WORK TO COMPLETE:
Exclude any images and output the remaining records exactly.

===

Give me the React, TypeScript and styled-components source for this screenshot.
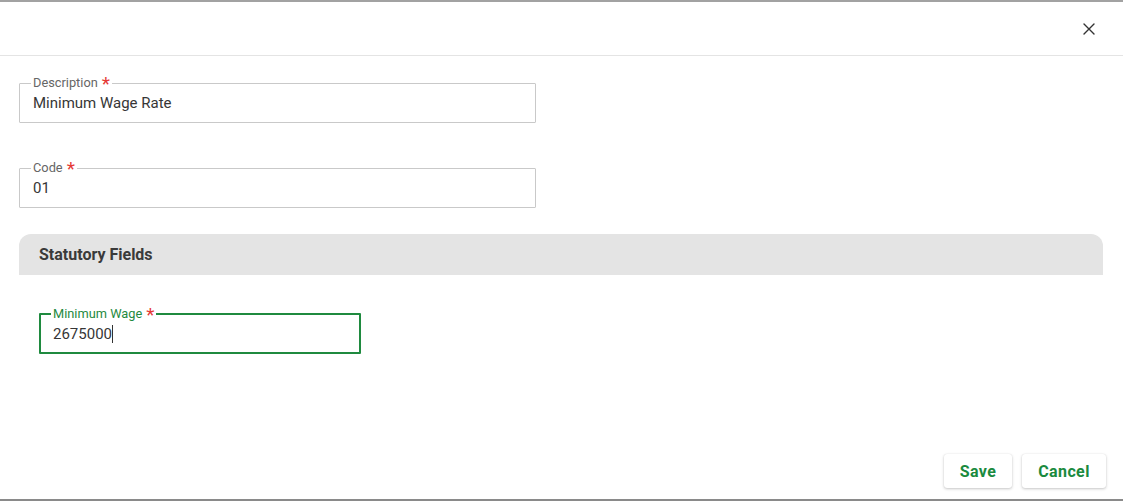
import React from "react";
import styled, { createGlobalStyle } from "styled-components";

const Global = createGlobalStyle`
  html, body { margin: 0; padding: 0; background: #9b9b9b; }
  body { font-family: Roboto, "Liberation Sans", Arial, sans-serif; }
  * { box-sizing: border-box; }
`;

const Page = styled.div`
  width: 1123px;
  height: 501px;
  display: flex;
  flex-direction: column;
  background: #8f8f8f;
`;

const TopStrip = styled.div`
  height: 2px;
  background: #a2a2a2;
  flex: none;
`;

const Dialog = styled.div`
  height: 497px;
  background: #ffffff;
  display: flex;
  flex-direction: column;
`;

const Header = styled.div`
  height: 54px;
  border-bottom: 1px solid #e4e4e4;
  display: flex;
  align-items: center;
  justify-content: flex-end;
  padding-right: 27px;
  flex: none;
`;

const CloseButton = styled.button`
  border: none;
  background: none;
  padding: 0;
  width: 14px;
  height: 14px;
  display: flex;
  align-items: center;
  justify-content: center;
  cursor: pointer;
  color: #333;
`;

const Body = styled.div`
  flex: 1;
  padding: 20px 0 0 19px;
  display: flex;
  flex-direction: column;
`;

const Field = styled.fieldset<{ $w: number; $focus?: boolean }>`
  margin: 0;
  min-width: 0;
  width: ${(p) => p.$w}px;
  padding: 0 12px 0 ${(p) => (p.$focus ? 10 : 11)}px;
  border: ${(p) => (p.$focus ? "2px solid #1f8a3f" : "1px solid #c9c9c9")};
  border-radius: 1px;
  height: 47px;
`;

const Legend = styled.legend<{ $focus?: boolean }>`
  padding: 0 2px;
  font-size: 12.8px;
  line-height: 14px;
  color: ${(p) => (p.$focus ? "#1f8a3f" : "#666666")};
`;

const Star = styled.span`
  color: #e53935;
  font-size: 19px;
  margin-left: 4px;
  line-height: 0;
  position: relative;
  top: 3px;
`;

const Value = styled.div`
  font-size: 15px;
  line-height: 22px;
  color: #363636;
  padding-left: 2px;
  margin-top: 2px;
  display: flex;
  align-items: center;
`;

const Caret = styled.span`
  display: inline-block;
  width: 1px;
  height: 18px;
  background: #333;
`;

const Gap = styled.div<{ $h: number }>`
  height: ${(p) => p.$h}px;
  flex: none;
`;

const SectionHead = styled.div`
  height: 41px;
  width: 1084px;
  background: #e4e4e4;
  border-radius: 12px 12px 0 0;
  display: flex;
  align-items: center;
  padding-left: 20px;
  font-size: 16px;
  font-weight: 700;
  color: #3a3a3a;
`;

const SectionBody = styled.div`
  padding: 32px 20px 0 20px;
`;

const Footer = styled.div`
  margin-top: auto;
  display: flex;
  justify-content: flex-end;
  gap: 10px;
  padding: 0 17px 11px 0;
`;

const Button = styled.button<{ $w: number }>`
  width: ${(p) => p.$w}px;
  height: 34px;
  border: none;
  background: #fff;
  border-radius: 3px;
  box-shadow: 0 1px 3px rgba(0, 0, 0, 0.22), 0 0 1px rgba(0, 0, 0, 0.12);
  font-family: Roboto, "Liberation Sans", Arial, sans-serif;
  font-size: 16px;
  font-weight: 700;
  color: #1a8a3e;
  letter-spacing: 0.4px;
  cursor: pointer;
`;

const BottomLine = styled.div`
  height: 2px;
  background: #8a8a8a;
  flex: none;
`;

export default function App() {
  return (
    <>
      <Global />
      <Page>
        <TopStrip />
        <Dialog>
          <Header>
            <CloseButton aria-label="Close">
              <svg width="12" height="12" viewBox="0 0 12 12">
                <path d="M1 1L11 11M11 1L1 11" stroke="#333" strokeWidth="1.4" strokeLinecap="round" />
              </svg>
            </CloseButton>
          </Header>
          <Body>
            <Field $w={517}>
              <Legend>
                Description<Star>*</Star>
              </Legend>
              <Value>Minimum Wage Rate</Value>
            </Field>
            <Gap $h={38} />
            <Field $w={517}>
              <Legend>
                Code<Star>*</Star>
              </Legend>
              <Value>01</Value>
            </Field>
            <Gap $h={26} />
            <SectionHead>Statutory Fields</SectionHead>
            <SectionBody>
              <Field $w={322} $focus>
                <Legend $focus>
                  Minimum Wage<Star>*</Star>
                </Legend>
                <Value>
                  2675000
                  <Caret />
                </Value>
              </Field>
            </SectionBody>
            <Footer>
              <Button $w={68}>Save</Button>
              <Button $w={84}>Cancel</Button>
            </Footer>
          </Body>
        </Dialog>
        <BottomLine />
      </Page>
    </>
  );
}
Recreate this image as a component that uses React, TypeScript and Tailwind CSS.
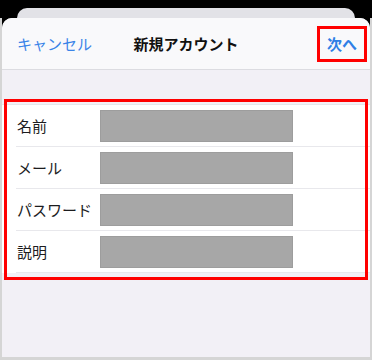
import React from "react";

const fields = ["名前", "メール", "パスワード", "説明"];

export default function App() {
  return (
    <div
      className="w-[372px] h-[360px] bg-black flex flex-col overflow-hidden"
      style={{ fontFamily: '"Noto Sans CJK JP", "Noto Sans", sans-serif' }}
    >
      {/* card behind the sheet */}
      <div className="mx-[17px] mt-[8px] h-[10px] shrink-0 rounded-t-[10px] bg-[#e2e2e7]" />

      {/* frame */}
      <div className="flex-1 flex flex-col border-x-2 border-b-[3px] border-[#d5d5d5]">
        <div className="flex-1 flex flex-col rounded-t-[10px] overflow-hidden bg-[#f2f0f6]">
          {/* Header */}
          <div className="relative h-[52px] shrink-0 flex items-center justify-between bg-[#f9f9fb] border-b border-[#dcdce1]">
            <span className="pl-[15px] text-[15px] leading-none text-[#3b84e8]">
              キャンセル
            </span>
            <span className="absolute left-1/2 -translate-x-1/2 text-[15px] leading-none font-bold text-[#111]">
              新規アカウント
            </span>
            <div className="mr-[3px] w-[50px] h-[36px] border-[3px] border-[#ff0000] flex items-center justify-center">
              <span className="text-[15px] leading-none font-bold text-[#2f7fe6]">
                次へ
              </span>
            </div>
          </div>

          {/* Body */}
          <div className="pt-[34px]">
            <div className="relative bg-white border-t border-[#e6e6ea]">
              {fields.map((label) => (
                <div key={label} className="ml-[14px] h-[42px] flex items-center border-b border-[#e8e8ec]">
                  <span className="w-[84px] pl-[1px] text-[15px] leading-none text-[#1c1c1e] whitespace-nowrap">
                    {label}
                  </span>
                  <div className="w-[193px] h-[32px] bg-[#a7a7a7] border border-[#9d9d9d]" />
                </div>
              ))}
              {/* annotation box */}
              <div className="pointer-events-none absolute left-[2px] right-[2px] top-[-6px] bottom-[-7px] border-[3px] border-[#ff0000]" />
            </div>
          </div>
        </div>
      </div>
    </div>
  );
}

===

REPLY TO THE EXERCISE:
Give me the React, TypeScript and styled-components source for this screenshot.
import React from "react";
import styled, { createGlobalStyle } from "styled-components";

const Global = createGlobalStyle`
  html, body { margin: 0; padding: 0; background: #9b9b9b; }
  body { font-family: Roboto, "Liberation Sans", Arial, sans-serif; }
  * { box-sizing: border-box; }
`;

const Page = styled.div`
  width: 1123px;
  height: 501px;
  display: flex;
  flex-direction: column;
  background: #8f8f8f;
`;

const TopStrip = styled.div`
  height: 2px;
  background: #a2a2a2;
  flex: none;
`;

const Dialog = styled.div`
  height: 497px;
  background: #ffffff;
  display: flex;
  flex-direction: column;
`;

const Header = styled.div`
  height: 54px;
  border-bottom: 1px solid #e4e4e4;
  display: flex;
  align-items: center;
  justify-content: flex-end;
  padding-right: 27px;
  flex: none;
`;

const CloseButton = styled.button`
  border: none;
  background: none;
  padding: 0;
  width: 14px;
  height: 14px;
  display: flex;
  align-items: center;
  justify-content: center;
  cursor: pointer;
  color: #333;
`;

const Body = styled.div`
  flex: 1;
  padding: 20px 0 0 19px;
  display: flex;
  flex-direction: column;
`;

const Field = styled.fieldset<{ $w: number; $focus?: boolean }>`
  margin: 0;
  min-width: 0;
  width: ${(p) => p.$w}px;
  padding: 0 12px 0 ${(p) => (p.$focus ? 10 : 11)}px;
  border: ${(p) => (p.$focus ? "2px solid #1f8a3f" : "1px solid #c9c9c9")};
  border-radius: 1px;
  height: 47px;
`;

const Legend = styled.legend<{ $focus?: boolean }>`
  padding: 0 2px;
  font-size: 12.8px;
  line-height: 14px;
  color: ${(p) => (p.$focus ? "#1f8a3f" : "#666666")};
`;

const Star = styled.span`
  color: #e53935;
  font-size: 19px;
  margin-left: 4px;
  line-height: 0;
  position: relative;
  top: 3px;
`;

const Value = styled.div`
  font-size: 15px;
  line-height: 22px;
  color: #363636;
  padding-left: 2px;
  margin-top: 2px;
  display: flex;
  align-items: center;
`;

const Caret = styled.span`
  display: inline-block;
  width: 1px;
  height: 18px;
  background: #333;
`;

const Gap = styled.div<{ $h: number }>`
  height: ${(p) => p.$h}px;
  flex: none;
`;

const SectionHead = styled.div`
  height: 41px;
  width: 1084px;
  background: #e4e4e4;
  border-radius: 12px 12px 0 0;
  display: flex;
  align-items: center;
  padding-left: 20px;
  font-size: 16px;
  font-weight: 700;
  color: #3a3a3a;
`;

const SectionBody = styled.div`
  padding: 32px 20px 0 20px;
`;

const Footer = styled.div`
  margin-top: auto;
  display: flex;
  justify-content: flex-end;
  gap: 10px;
  padding: 0 17px 11px 0;
`;

const Button = styled.button<{ $w: number }>`
  width: ${(p) => p.$w}px;
  height: 34px;
  border: none;
  background: #fff;
  border-radius: 3px;
  box-shadow: 0 1px 3px rgba(0, 0, 0, 0.22), 0 0 1px rgba(0, 0, 0, 0.12);
  font-family: Roboto, "Liberation Sans", Arial, sans-serif;
  font-size: 16px;
  font-weight: 700;
  color: #1a8a3e;
  letter-spacing: 0.4px;
  cursor: pointer;
`;

const BottomLine = styled.div`
  height: 2px;
  background: #8a8a8a;
  flex: none;
`;

export default function App() {
  return (
    <>
      <Global />
      <Page>
        <TopStrip />
        <Dialog>
          <Header>
            <CloseButton aria-label="Close">
              <svg width="12" height="12" viewBox="0 0 12 12">
                <path d="M1 1L11 11M11 1L1 11" stroke="#333" strokeWidth="1.4" strokeLinecap="round" />
              </svg>
            </CloseButton>
          </Header>
          <Body>
            <Field $w={517}>
              <Legend>
                Description<Star>*</Star>
              </Legend>
              <Value>Minimum Wage Rate</Value>
            </Field>
            <Gap $h={38} />
            <Field $w={517}>
              <Legend>
                Code<Star>*</Star>
              </Legend>
              <Value>01</Value>
            </Field>
            <Gap $h={26} />
            <SectionHead>Statutory Fields</SectionHead>
            <SectionBody>
              <Field $w={322} $focus>
                <Legend $focus>
                  Minimum Wage<Star>*</Star>
                </Legend>
                <Value>
                  2675000
                  <Caret />
                </Value>
              </Field>
            </SectionBody>
            <Footer>
              <Button $w={68}>Save</Button>
              <Button $w={84}>Cancel</Button>
            </Footer>
          </Body>
        </Dialog>
        <BottomLine />
      </Page>
    </>
  );
}
Recreate this image as a component that uses React, TypeScript and Tailwind CSS.
import React from "react";

const fields = ["名前", "メール", "パスワード", "説明"];

export default function App() {
  return (
    <div
      className="w-[372px] h-[360px] bg-black flex flex-col overflow-hidden"
      style={{ fontFamily: '"Noto Sans CJK JP", "Noto Sans", sans-serif' }}
    >
      {/* card behind the sheet */}
      <div className="mx-[17px] mt-[8px] h-[10px] shrink-0 rounded-t-[10px] bg-[#e2e2e7]" />

      {/* frame */}
      <div className="flex-1 flex flex-col border-x-2 border-b-[3px] border-[#d5d5d5]">
        <div className="flex-1 flex flex-col rounded-t-[10px] overflow-hidden bg-[#f2f0f6]">
          {/* Header */}
          <div className="relative h-[52px] shrink-0 flex items-center justify-between bg-[#f9f9fb] border-b border-[#dcdce1]">
            <span className="pl-[15px] text-[15px] leading-none text-[#3b84e8]">
              キャンセル
            </span>
            <span className="absolute left-1/2 -translate-x-1/2 text-[15px] leading-none font-bold text-[#111]">
              新規アカウント
            </span>
            <div className="mr-[3px] w-[50px] h-[36px] border-[3px] border-[#ff0000] flex items-center justify-center">
              <span className="text-[15px] leading-none font-bold text-[#2f7fe6]">
                次へ
              </span>
            </div>
          </div>

          {/* Body */}
          <div className="pt-[34px]">
            <div className="relative bg-white border-t border-[#e6e6ea]">
              {fields.map((label) => (
                <div key={label} className="ml-[14px] h-[42px] flex items-center border-b border-[#e8e8ec]">
                  <span className="w-[84px] pl-[1px] text-[15px] leading-none text-[#1c1c1e] whitespace-nowrap">
                    {label}
                  </span>
                  <div className="w-[193px] h-[32px] bg-[#a7a7a7] border border-[#9d9d9d]" />
                </div>
              ))}
              {/* annotation box */}
              <div className="pointer-events-none absolute left-[2px] right-[2px] top-[-6px] bottom-[-7px] border-[3px] border-[#ff0000]" />
            </div>
          </div>
        </div>
      </div>
    </div>
  );
}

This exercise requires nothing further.